What Is a Leased Line in Networking?

A leased line, also known as a dedicated line, connects two locations for private voice and/or data telecommunication service. A leased line is not a dedicated cable; a leased line is actually a reserved circuit between two points.

Leased lines can span short or long distances. They maintain a single open circuit at all times, as opposed to traditional telephone services that reuse the same lines for many different conversations through a process called “switching.”

What Are Leased Lines Used For?

Leased lines are most commonly rented by businesses to connect branch offices of the organization. Leased lines guarantee bandwidth for network traffic between locations. For example, T1 leased lines are common and offer the same data rate as symmetric DSL (1.544 Mbps).

Individuals can theoretically also rent leased lines for high-speed Internet access, but their high cost deters most, and there are far more affordable home options available higher bandwidth than a simple dial-up phone line, including residential DSL and cable internet broadband service.

Fractional T1 lines, starting at 128 Kbps, reduce this cost somewhat and can be found in some apartment buildings and hotels.

Virtual Private Networks (VPNs) are an alternative technology to leased lines, allowing an organization to create a virtual and secure connection between locations, and even between locations and remote clients like employees.

Broadband Internet Services

For consumers looking for internet access, a leased line is generally not a feasible option. There are fast broadband internet connections available that are much more affordable.
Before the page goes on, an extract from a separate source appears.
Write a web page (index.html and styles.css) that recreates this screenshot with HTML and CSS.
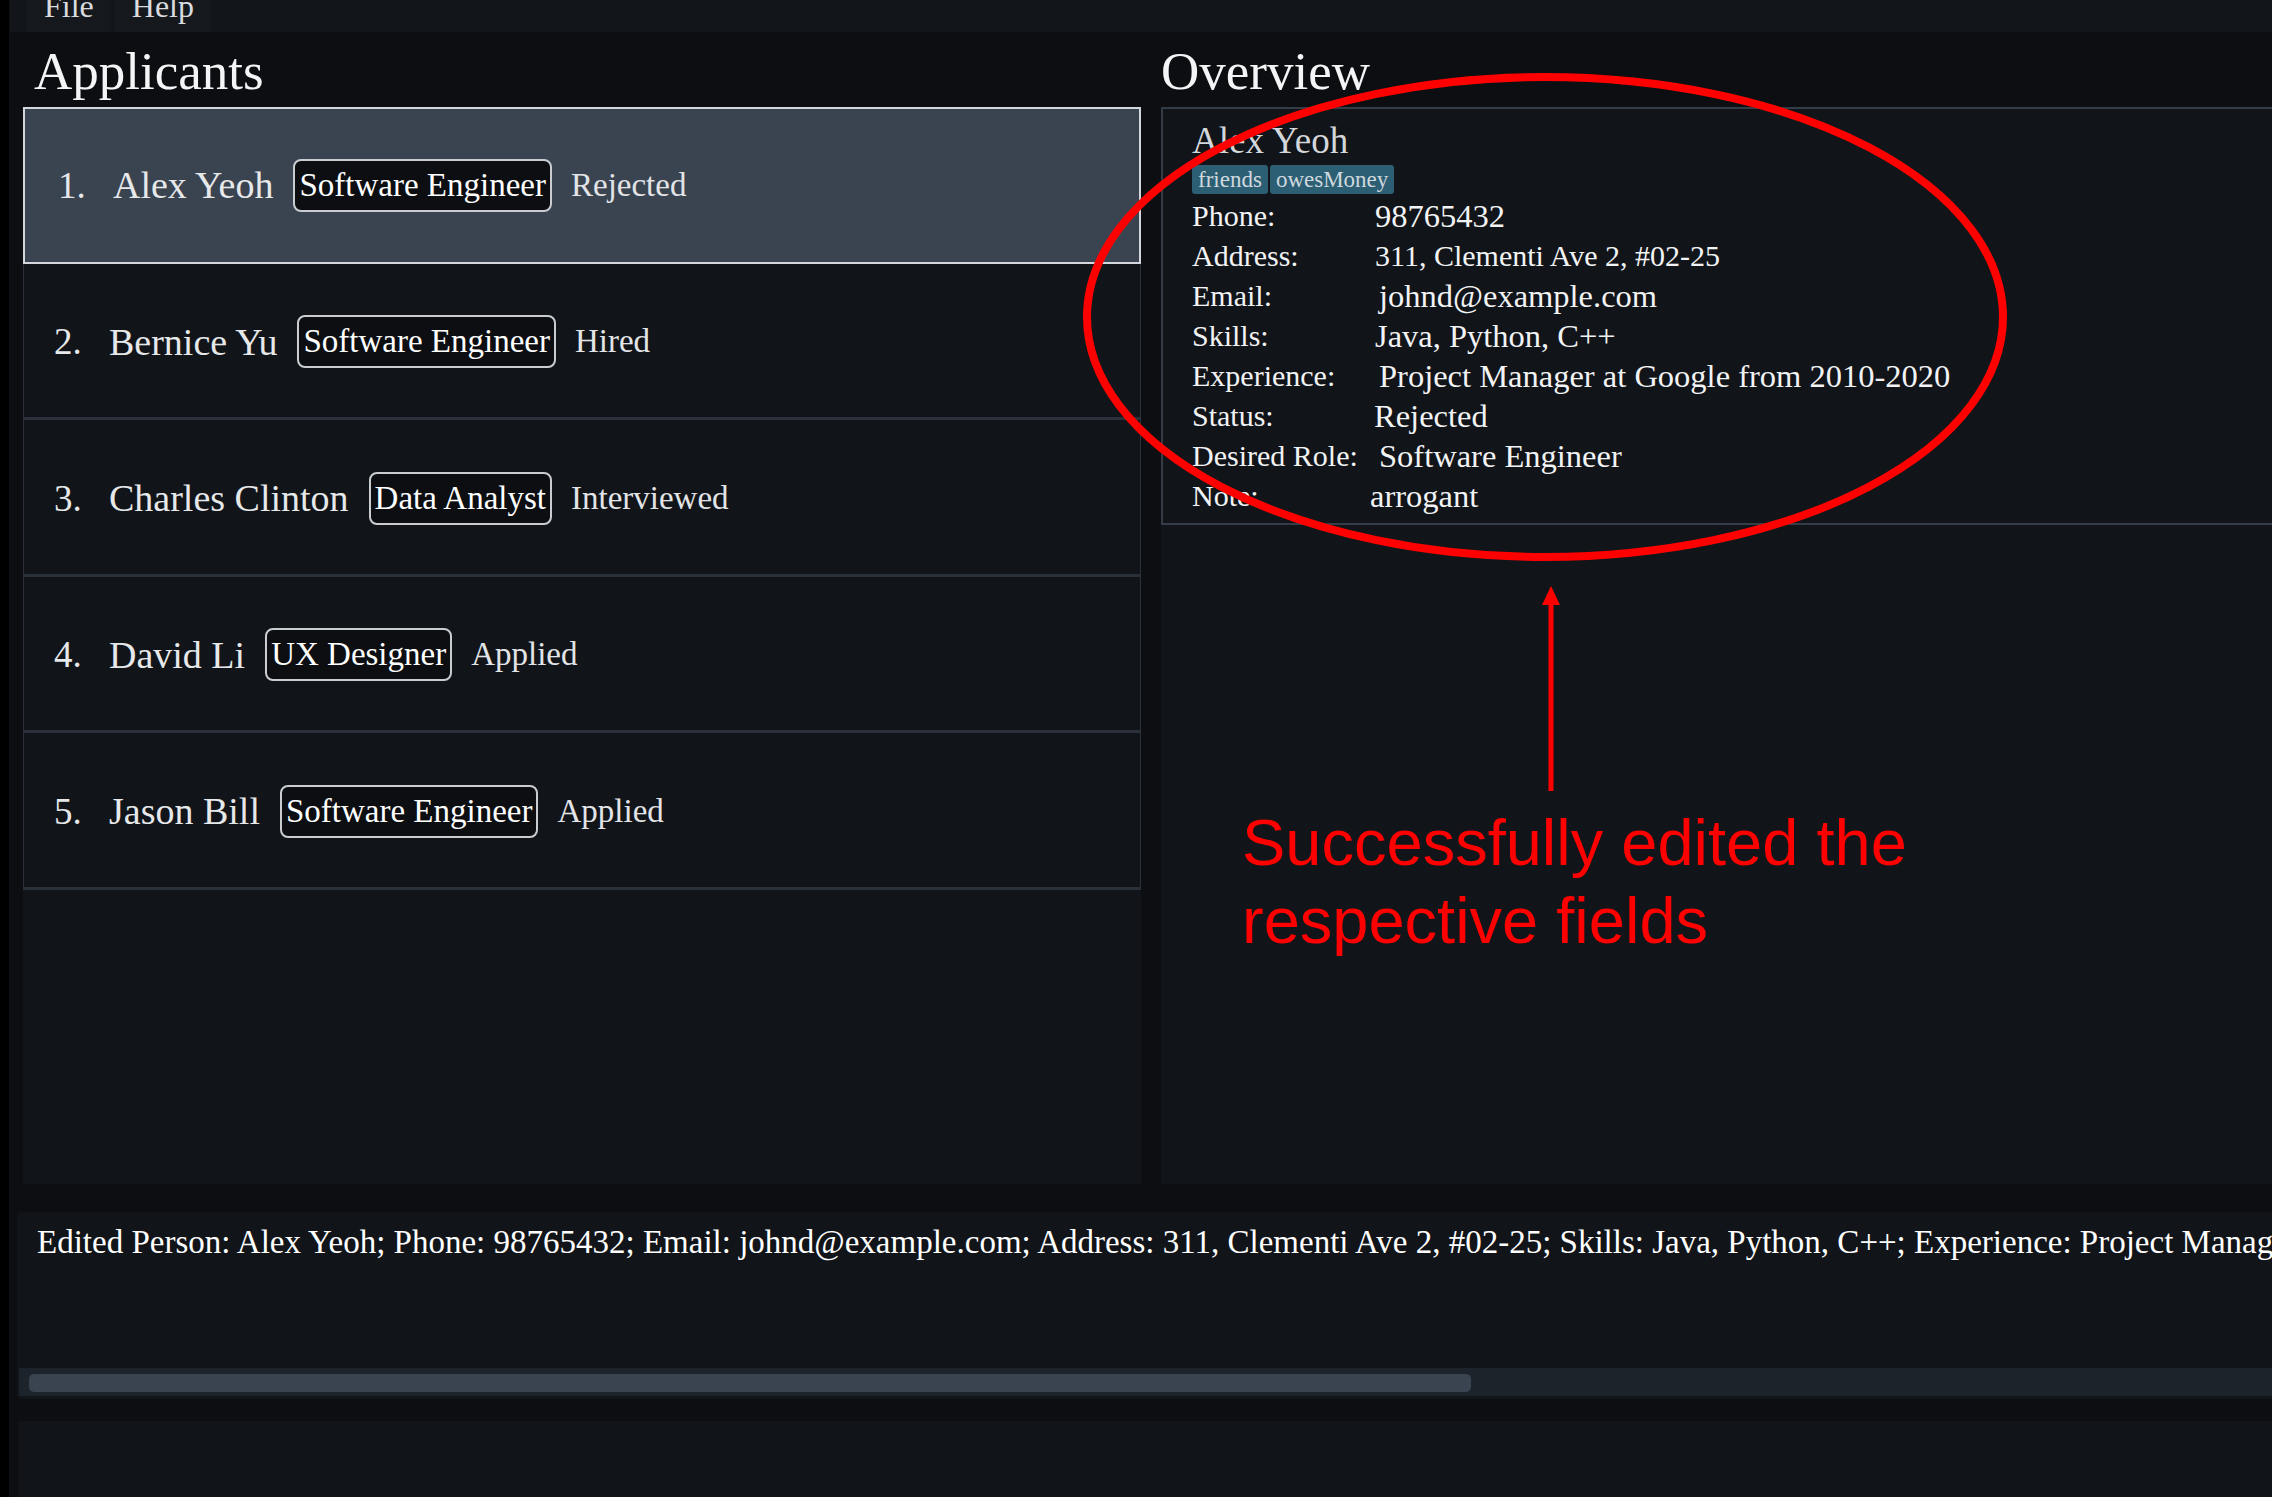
FILE: index.html
```html
<!DOCTYPE html>
<html lang="en">
<head>
<meta charset="utf-8">
<title>Applicants</title>
<link rel="stylesheet" href="styles.css">
</head>
<body>
<div class="edge"></div>
<div class="app">
  <nav class="menubar">
    <span class="menu-item">File</span>
    <span class="menu-item">Help</span>
  </nav>
  <main class="main">
    <section class="col col-list">
      <h1 class="heading">Applicants</h1>
      <div class="panel list">
        <div class="cell selected"><span class="idx">1.</span><span class="name">Alex Yeoh</span><span class="role">Software Engineer</span><span class="status">Rejected</span></div>
        <div class="cell"><span class="idx">2.</span><span class="name">Bernice Yu</span><span class="role">Software Engineer</span><span class="status">Hired</span></div>
        <div class="cell"><span class="idx">3.</span><span class="name">Charles Clinton</span><span class="role">Data Analyst</span><span class="status">Interviewed</span></div>
        <div class="cell"><span class="idx">4.</span><span class="name">David Li</span><span class="role">UX Designer</span><span class="status">Applied</span></div>
        <div class="cell"><span class="idx">5.</span><span class="name">Jason Bill</span><span class="role">Software Engineer</span><span class="status">Applied</span></div>
      </div>
    </section>
    <section class="col col-overview">
      <h1 class="heading heading-overview">Overview</h1>
      <div class="panel overview">
        <div class="card">
          <div class="card-name">Alex Yeoh</div>
          <div class="tags"><span class="tag">friends</span><span class="tag">owesMoney</span></div>
          <dl class="details">
            <dt>Phone:</dt><dd>98765432</dd>
            <dt>Address:</dt><dd class="narrow">311, Clementi Ave 2, #02-25</dd>
            <dt>Email:</dt><dd class="shift-r">johnd@example.com</dd>
            <dt>Skills:</dt><dd>Java, Python, C++</dd>
            <dt>Experience:</dt><dd class="shift-r">Project Manager at Google from 2010-2020</dd>
            <dt>Status:</dt><dd class="shift-l1">Rejected</dd>
            <dt>Desired Role:</dt><dd class="shift-r">Software Engineer</dd>
            <dt>Note:</dt><dd class="shift-l">arrogant</dd>
          </dl>
        </div>
      </div>
    </section>
  </main>
  <div class="result">
    <div class="result-text">Edited Person: Alex Yeoh; Phone: 98765432; Email: johnd@example.com; Address: 311, Clementi Ave 2, #02-25; Skills: Java, Python, C++; Experience: Project Manager at Google from 2010-2020; Status: Rejected; Note: arrogant; Desired Role: Software Engineer; Tags: [friends][owesMoney]</div>
    <div class="scrollbar"><div class="thumb"></div></div>
  </div>
  <div class="statusbar"></div>
</div>

<svg class="annotation" width="2272" height="1497" viewBox="0 0 2272 1497" aria-hidden="true">
  <ellipse cx="1545" cy="317" rx="458" ry="240" fill="none" stroke="#ff0000" stroke-width="8"/>
  <line x1="1551" y1="600" x2="1551" y2="791" stroke="#ff0000" stroke-width="5"/>
  <polygon points="1551,586 1542,605 1560,605" fill="#ff0000"/>
</svg>
<div class="annotation-text">Successfully edited the<br>respective fields</div>
</body>
</html>
```

FILE: styles.css
```css
html, body {
  margin: 0;
  padding: 0;
}

body {
  position: relative;
  width: 2272px;
  height: 1497px;
  overflow: hidden;
  display: flex;
  background: #0c0e12;
  font-family: "Liberation Serif", "DejaVu Serif", serif;
  color: #eceef0;
}

.edge {
  flex: none;
  width: 9px;
  background: #000000;
}

.app {
  flex: 1;
  min-width: 0;
  display: flex;
  flex-direction: column;
}

/* ---------- menu bar ---------- */
.menubar {
  flex: none;
  height: 32px;
  margin-left: 1px;
  padding-left: 17px;
  display: flex;
  gap: 4px;
  background: #12151a;
  overflow: hidden;
}

.menu-item {
  height: 32px;
  padding: 0 17px;
  font-size: 32px;
  line-height: 12px;
  color: #d9dbde;
  background: #15191e;
}

/* ---------- main columns ---------- */
.main {
  flex: none;
  height: 1152px;
  padding-left: 14px;
  display: flex;
  gap: 20px;
}

.col {
  display: flex;
  flex-direction: column;
}

.col-list {
  flex: none;
  width: 1118px;
}

.col-overview {
  flex: 1;
  min-width: 0;
}

.heading {
  flex: none;
  box-sizing: border-box;
  height: 75px;
  margin: 0;
  padding: 3px 0 0 11px;
  font-size: 53px;
  line-height: 72px;
  font-weight: normal;
  color: #f4f5f6;
}

.heading-overview {
  padding-left: 0;
}

.panel {
  flex: 1;
  background: #111419;
}

/* ---------- applicant list ---------- */
.list {
  display: flex;
  flex-direction: column;
}

.cell {
  flex: none;
  box-sizing: border-box;
  height: 156.5px;
  display: flex;
  align-items: center;
  padding: 3px 0 0 30px;
  border: 1px solid #2a313b;
  border-top: none;
  border-bottom-width: 3px;
  color: #e6e8ea;
}

.cell.selected {
  background: #3a4350;
  border: 2px solid #d3d7dc;
  padding: 0 0 0 33px;
}

.idx {
  width: 55px;
  font-size: 37px;
}

.name {
  font-size: 38px;
  margin-right: 20px;
}

.role {
  font-size: 33px;
  line-height: 45px;
  padding: 2px 4px;
  border: 2px solid #c9cdd2;
  border-radius: 8px;
  background: #0c0e12;
  color: #ffffff;
  margin-right: 19px;
}

.status {
  font-size: 33px;
  color: #e2e4e7;
}

/* ---------- overview card ---------- */
.card {
  border: 2px solid #343c47;
  border-right: none;
  padding: 11px 0 7px 29px;
}

.card-name {
  font-size: 37px;
  line-height: 41px;
  color: #d3d7db;
}

.tags {
  margin-top: 4px;
  display: flex;
  gap: 2px;
}

.tag {
  font-size: 23px;
  line-height: 29px;
  padding: 0 6px;
  border-radius: 3px;
  background: #2c5f74;
  color: #cfd8de;
}

.details {
  margin: 2px 0 0;
  display: grid;
  grid-template-columns: 183px auto;
  font-size: 30px;
  line-height: 40px;
  color: #f2f3f4;
}

.details dt,
.details dd {
  margin: 0;
}

.details dd {
  font-size: 32.5px;
}

.details dd.narrow {
  font-size: 30px;
}

.details .shift-r {
  padding-left: 4px;
}

.details .shift-l1 {
  margin-left: -1px;
}

.details .shift-l {
  margin-left: -5px;
}

/* ---------- result display ---------- */
.result {
  flex: none;
  height: 187px;
  margin: 28px 0 0 8px;
  display: flex;
  flex-direction: column;
  background: #111418;
  border-radius: 5px 0 0 5px;
  overflow: hidden;
}

.result-text {
  flex: 1;
  padding: 10px 0 0 20px;
  font-size: 33px;
  line-height: 40px;
  white-space: nowrap;
  overflow: hidden;
  color: #ffffff;
}

.scrollbar {
  flex: none;
  box-sizing: border-box;
  height: 28px;
  margin: 0 0 3px 2px;
  padding: 6px 0 0 10px;
  background: #1d232b;
}

.thumb {
  width: 1442px;
  height: 18px;
  border-radius: 5px;
  background: #3a4350;
}

.statusbar {
  flex: 1;
  margin: 22px 0 0 10px;
  background: #111418;
}

/* ---------- annotation overlay ---------- */
.annotation {
  position: absolute;
  left: 0;
  top: 0;
  pointer-events: none;
}

.annotation-text {
  position: absolute;
  left: 1242px;
  top: 804px;
  font-family: "Liberation Sans", Arial, sans-serif;
  font-size: 65px;
  line-height: 78px;
  color: #ff0000;
  white-space: nowrap;
}
```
Access to these broadband services varies depending on location. Generally, the further from a populated area you live, the fewer broadband options will be available.

Broadband options commonly available to consumers include:

  • Digital Subscriber Lines (DSL): DSL service uses existing telephone wiring to deliver broadband service. Voice telephone service does not use all of the broadband capacity of the telephone system’s copper twisted pair of wires, and DSL utilizes that free space.
  • Cable modems: Cable service represents another pre-existing wire into many homes. The coaxial cable is used to carry the additional broadband internet signal.
  • Wireless broadband: Wireless broadband uses a radio link between the user’s location and the service provider’s facility. Range is limited, making availability more limited as well.
  • Wireless cell phone internet: Broadband service is often available using 3G and 4G cellular signals that are commonly used by smartphones. Though not as fast as DSL or cable and it can be expensive if you have high data usage, it is a faster option than dial-up for rural customers.
  • Satellite broadband: Satellite broadband service may be the only broadband service available in rural areas. The service often accompanies satellite television service and uses the same receiver for downloading. Speed, however, is not as fast as other services, but it is much faster than dial-up service.